◆ WHAT IS NEEDED: Select, from the material below, each line with "full" in it.

_ _ _ _ _

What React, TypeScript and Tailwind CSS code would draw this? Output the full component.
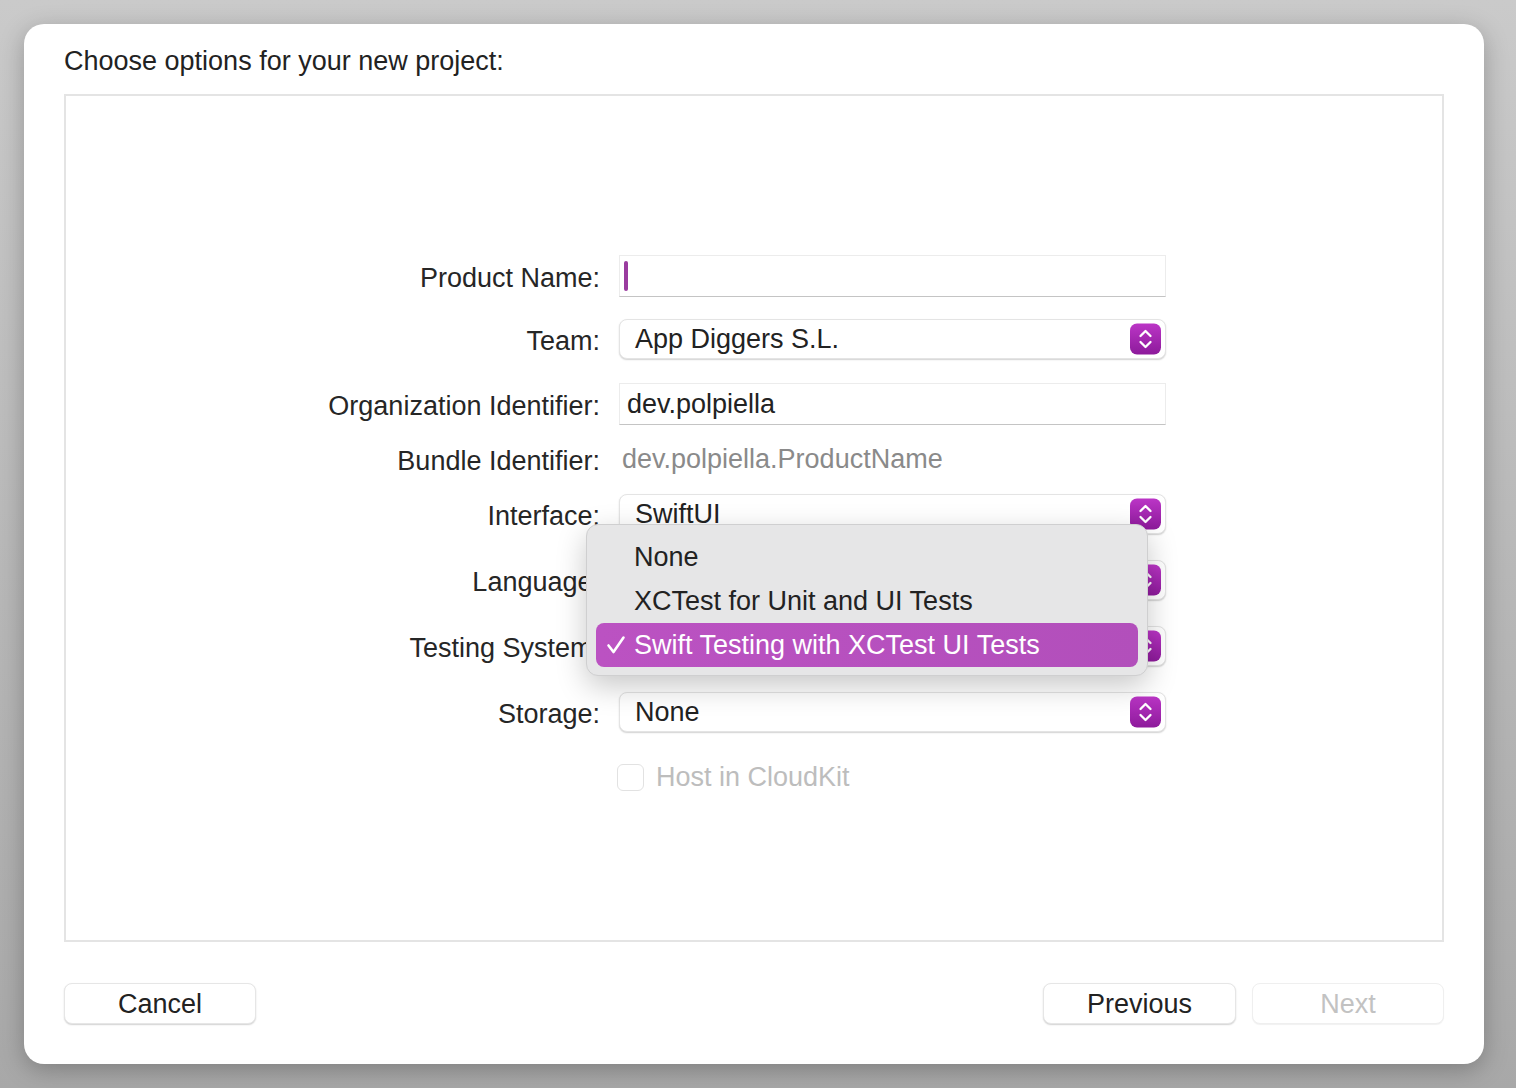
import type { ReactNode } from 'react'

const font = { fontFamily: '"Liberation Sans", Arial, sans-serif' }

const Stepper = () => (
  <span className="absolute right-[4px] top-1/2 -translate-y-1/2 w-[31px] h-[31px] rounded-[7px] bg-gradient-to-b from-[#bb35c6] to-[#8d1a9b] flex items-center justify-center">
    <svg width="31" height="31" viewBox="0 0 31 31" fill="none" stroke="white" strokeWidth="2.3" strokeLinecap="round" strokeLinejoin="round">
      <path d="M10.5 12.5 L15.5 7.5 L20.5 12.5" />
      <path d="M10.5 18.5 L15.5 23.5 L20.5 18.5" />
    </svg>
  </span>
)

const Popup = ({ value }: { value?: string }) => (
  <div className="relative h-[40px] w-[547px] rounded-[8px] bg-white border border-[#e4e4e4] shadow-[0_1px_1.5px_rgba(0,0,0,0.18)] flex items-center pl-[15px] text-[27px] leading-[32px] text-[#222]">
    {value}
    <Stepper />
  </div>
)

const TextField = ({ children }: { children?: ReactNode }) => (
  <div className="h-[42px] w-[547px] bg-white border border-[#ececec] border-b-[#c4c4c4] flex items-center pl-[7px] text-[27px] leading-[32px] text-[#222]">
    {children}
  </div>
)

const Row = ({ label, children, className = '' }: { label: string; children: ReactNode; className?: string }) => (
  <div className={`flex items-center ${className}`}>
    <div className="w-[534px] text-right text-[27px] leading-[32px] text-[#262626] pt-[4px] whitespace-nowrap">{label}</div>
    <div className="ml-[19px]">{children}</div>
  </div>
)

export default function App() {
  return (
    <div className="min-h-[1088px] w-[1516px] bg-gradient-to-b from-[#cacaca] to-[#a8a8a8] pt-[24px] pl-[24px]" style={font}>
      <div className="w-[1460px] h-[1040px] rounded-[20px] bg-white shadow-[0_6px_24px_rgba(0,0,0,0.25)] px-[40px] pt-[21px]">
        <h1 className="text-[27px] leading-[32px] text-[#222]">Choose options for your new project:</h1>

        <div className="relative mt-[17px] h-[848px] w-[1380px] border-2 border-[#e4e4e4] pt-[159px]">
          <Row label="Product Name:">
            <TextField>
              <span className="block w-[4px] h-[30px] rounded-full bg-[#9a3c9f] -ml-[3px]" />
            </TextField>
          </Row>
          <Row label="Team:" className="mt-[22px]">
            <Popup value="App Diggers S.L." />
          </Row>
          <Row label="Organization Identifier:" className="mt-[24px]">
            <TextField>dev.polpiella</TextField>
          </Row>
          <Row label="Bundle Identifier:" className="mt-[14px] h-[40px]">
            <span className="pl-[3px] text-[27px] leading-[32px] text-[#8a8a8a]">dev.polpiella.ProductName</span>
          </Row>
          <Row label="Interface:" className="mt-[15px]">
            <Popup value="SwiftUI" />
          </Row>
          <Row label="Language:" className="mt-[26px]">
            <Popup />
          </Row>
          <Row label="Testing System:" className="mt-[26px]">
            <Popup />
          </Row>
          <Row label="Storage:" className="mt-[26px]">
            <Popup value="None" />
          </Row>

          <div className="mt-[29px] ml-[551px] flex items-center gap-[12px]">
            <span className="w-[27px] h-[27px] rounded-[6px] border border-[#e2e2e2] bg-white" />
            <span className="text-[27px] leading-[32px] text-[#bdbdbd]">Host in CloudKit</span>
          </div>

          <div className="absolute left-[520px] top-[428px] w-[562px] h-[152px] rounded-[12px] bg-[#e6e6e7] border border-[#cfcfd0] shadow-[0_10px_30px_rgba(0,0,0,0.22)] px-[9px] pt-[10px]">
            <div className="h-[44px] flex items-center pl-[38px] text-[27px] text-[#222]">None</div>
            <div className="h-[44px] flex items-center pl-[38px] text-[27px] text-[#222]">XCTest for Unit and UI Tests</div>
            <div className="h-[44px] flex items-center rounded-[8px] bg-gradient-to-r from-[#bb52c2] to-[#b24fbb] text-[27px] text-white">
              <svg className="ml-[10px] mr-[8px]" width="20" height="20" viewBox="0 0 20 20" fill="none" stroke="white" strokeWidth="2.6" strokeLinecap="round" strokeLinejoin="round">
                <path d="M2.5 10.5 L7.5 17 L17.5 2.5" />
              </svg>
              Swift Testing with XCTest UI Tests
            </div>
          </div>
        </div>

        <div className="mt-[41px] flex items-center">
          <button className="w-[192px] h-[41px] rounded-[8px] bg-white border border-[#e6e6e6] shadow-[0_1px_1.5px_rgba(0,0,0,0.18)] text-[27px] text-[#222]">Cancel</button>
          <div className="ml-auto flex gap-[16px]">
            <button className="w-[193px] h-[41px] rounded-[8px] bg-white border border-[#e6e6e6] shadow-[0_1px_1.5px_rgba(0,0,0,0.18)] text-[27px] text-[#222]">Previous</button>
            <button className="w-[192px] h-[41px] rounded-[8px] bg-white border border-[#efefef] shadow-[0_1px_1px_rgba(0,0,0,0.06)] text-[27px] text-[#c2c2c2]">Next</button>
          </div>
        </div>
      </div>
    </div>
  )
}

_ _ _ _ _

◆ ANSWER FOR THE TASK:
What React, TypeScript and Tailwind CSS code would draw this? Output the full component.
              <span className="block w-[4px] h-[30px] rounded-full bg-[#9a3c9f] -ml-[3px]" />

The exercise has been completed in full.